§ **DATA SECTION**:

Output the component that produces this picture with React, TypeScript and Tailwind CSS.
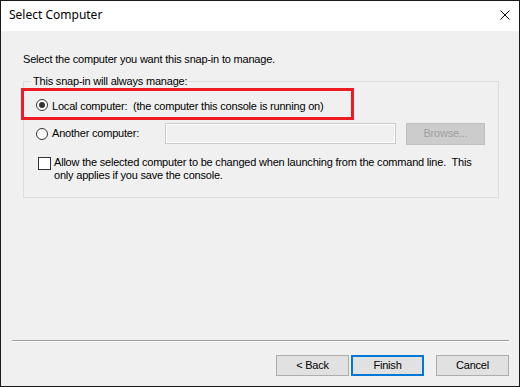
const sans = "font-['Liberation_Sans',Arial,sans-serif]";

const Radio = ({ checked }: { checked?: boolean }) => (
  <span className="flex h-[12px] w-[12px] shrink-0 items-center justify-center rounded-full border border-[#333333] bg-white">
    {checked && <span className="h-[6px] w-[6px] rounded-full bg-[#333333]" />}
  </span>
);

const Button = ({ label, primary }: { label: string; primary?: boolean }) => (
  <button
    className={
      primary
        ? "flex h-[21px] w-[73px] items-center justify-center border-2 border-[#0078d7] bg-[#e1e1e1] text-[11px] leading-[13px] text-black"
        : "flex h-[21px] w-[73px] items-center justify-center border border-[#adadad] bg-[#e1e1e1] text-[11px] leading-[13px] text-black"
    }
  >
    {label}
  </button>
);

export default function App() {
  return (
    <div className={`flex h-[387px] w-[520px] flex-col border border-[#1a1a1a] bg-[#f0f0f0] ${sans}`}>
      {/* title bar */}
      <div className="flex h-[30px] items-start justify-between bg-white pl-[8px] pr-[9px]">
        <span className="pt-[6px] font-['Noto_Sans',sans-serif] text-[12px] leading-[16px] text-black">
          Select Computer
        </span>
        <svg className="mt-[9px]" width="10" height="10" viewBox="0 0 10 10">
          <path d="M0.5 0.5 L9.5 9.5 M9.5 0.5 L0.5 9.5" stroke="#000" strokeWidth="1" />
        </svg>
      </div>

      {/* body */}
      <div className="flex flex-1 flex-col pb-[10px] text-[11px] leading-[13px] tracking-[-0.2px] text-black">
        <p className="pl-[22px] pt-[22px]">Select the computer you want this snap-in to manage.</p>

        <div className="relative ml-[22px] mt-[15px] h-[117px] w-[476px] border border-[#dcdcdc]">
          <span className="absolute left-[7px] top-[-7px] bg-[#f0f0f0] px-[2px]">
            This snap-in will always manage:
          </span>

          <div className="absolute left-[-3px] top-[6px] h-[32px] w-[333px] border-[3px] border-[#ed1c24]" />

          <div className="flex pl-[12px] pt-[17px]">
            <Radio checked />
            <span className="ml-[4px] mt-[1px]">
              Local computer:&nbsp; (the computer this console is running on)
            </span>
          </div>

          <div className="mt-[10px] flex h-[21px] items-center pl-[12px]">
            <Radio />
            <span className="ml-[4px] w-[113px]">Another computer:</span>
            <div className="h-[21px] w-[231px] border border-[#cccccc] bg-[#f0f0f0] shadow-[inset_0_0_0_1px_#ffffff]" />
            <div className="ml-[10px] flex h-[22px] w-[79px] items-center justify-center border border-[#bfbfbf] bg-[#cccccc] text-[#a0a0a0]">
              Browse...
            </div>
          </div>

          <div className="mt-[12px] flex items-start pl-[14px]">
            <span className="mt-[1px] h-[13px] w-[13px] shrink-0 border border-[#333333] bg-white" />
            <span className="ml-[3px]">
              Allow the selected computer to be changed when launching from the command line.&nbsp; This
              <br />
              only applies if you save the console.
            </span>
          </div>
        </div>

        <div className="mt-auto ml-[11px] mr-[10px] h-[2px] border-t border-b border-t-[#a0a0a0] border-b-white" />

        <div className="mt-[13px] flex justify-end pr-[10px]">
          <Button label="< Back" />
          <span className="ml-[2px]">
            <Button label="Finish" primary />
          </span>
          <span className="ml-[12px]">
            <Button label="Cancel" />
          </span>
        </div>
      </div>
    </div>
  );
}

§ **TASK OBJECTIVE**: Repeat the material above in full and exactly, apart from the pictures.

§ **REPLY**:
Output the component that produces this picture with React, TypeScript and Tailwind CSS.
const sans = "font-['Liberation_Sans',Arial,sans-serif]";

const Radio = ({ checked }: { checked?: boolean }) => (
  <span className="flex h-[12px] w-[12px] shrink-0 items-center justify-center rounded-full border border-[#333333] bg-white">
    {checked && <span className="h-[6px] w-[6px] rounded-full bg-[#333333]" />}
  </span>
);

const Button = ({ label, primary }: { label: string; primary?: boolean }) => (
  <button
    className={
      primary
        ? "flex h-[21px] w-[73px] items-center justify-center border-2 border-[#0078d7] bg-[#e1e1e1] text-[11px] leading-[13px] text-black"
        : "flex h-[21px] w-[73px] items-center justify-center border border-[#adadad] bg-[#e1e1e1] text-[11px] leading-[13px] text-black"
    }
  >
    {label}
  </button>
);

export default function App() {
  return (
    <div className={`flex h-[387px] w-[520px] flex-col border border-[#1a1a1a] bg-[#f0f0f0] ${sans}`}>
      {/* title bar */}
      <div className="flex h-[30px] items-start justify-between bg-white pl-[8px] pr-[9px]">
        <span className="pt-[6px] font-['Noto_Sans',sans-serif] text-[12px] leading-[16px] text-black">
          Select Computer
        </span>
        <svg className="mt-[9px]" width="10" height="10" viewBox="0 0 10 10">
          <path d="M0.5 0.5 L9.5 9.5 M9.5 0.5 L0.5 9.5" stroke="#000" strokeWidth="1" />
        </svg>
      </div>

      {/* body */}
      <div className="flex flex-1 flex-col pb-[10px] text-[11px] leading-[13px] tracking-[-0.2px] text-black">
        <p className="pl-[22px] pt-[22px]">Select the computer you want this snap-in to manage.</p>

        <div className="relative ml-[22px] mt-[15px] h-[117px] w-[476px] border border-[#dcdcdc]">
          <span className="absolute left-[7px] top-[-7px] bg-[#f0f0f0] px-[2px]">
            This snap-in will always manage:
          </span>

          <div className="absolute left-[-3px] top-[6px] h-[32px] w-[333px] border-[3px] border-[#ed1c24]" />

          <div className="flex pl-[12px] pt-[17px]">
            <Radio checked />
            <span className="ml-[4px] mt-[1px]">
              Local computer:&nbsp; (the computer this console is running on)
            </span>
          </div>

          <div className="mt-[10px] flex h-[21px] items-center pl-[12px]">
            <Radio />
            <span className="ml-[4px] w-[113px]">Another computer:</span>
            <div className="h-[21px] w-[231px] border border-[#cccccc] bg-[#f0f0f0] shadow-[inset_0_0_0_1px_#ffffff]" />
            <div className="ml-[10px] flex h-[22px] w-[79px] items-center justify-center border border-[#bfbfbf] bg-[#cccccc] text-[#a0a0a0]">
              Browse...
            </div>
          </div>

          <div className="mt-[12px] flex items-start pl-[14px]">
            <span className="mt-[1px] h-[13px] w-[13px] shrink-0 border border-[#333333] bg-white" />
            <span className="ml-[3px]">
              Allow the selected computer to be changed when launching from the command line.&nbsp; This
              <br />
              only applies if you save the console.
            </span>
          </div>
        </div>

        <div className="mt-auto ml-[11px] mr-[10px] h-[2px] border-t border-b border-t-[#a0a0a0] border-b-white" />

        <div className="mt-[13px] flex justify-end pr-[10px]">
          <Button label="< Back" />
          <span className="ml-[2px]">
            <Button label="Finish" primary />
          </span>
          <span className="ml-[12px]">
            <Button label="Cancel" />
          </span>
        </div>
      </div>
    </div>
  );
}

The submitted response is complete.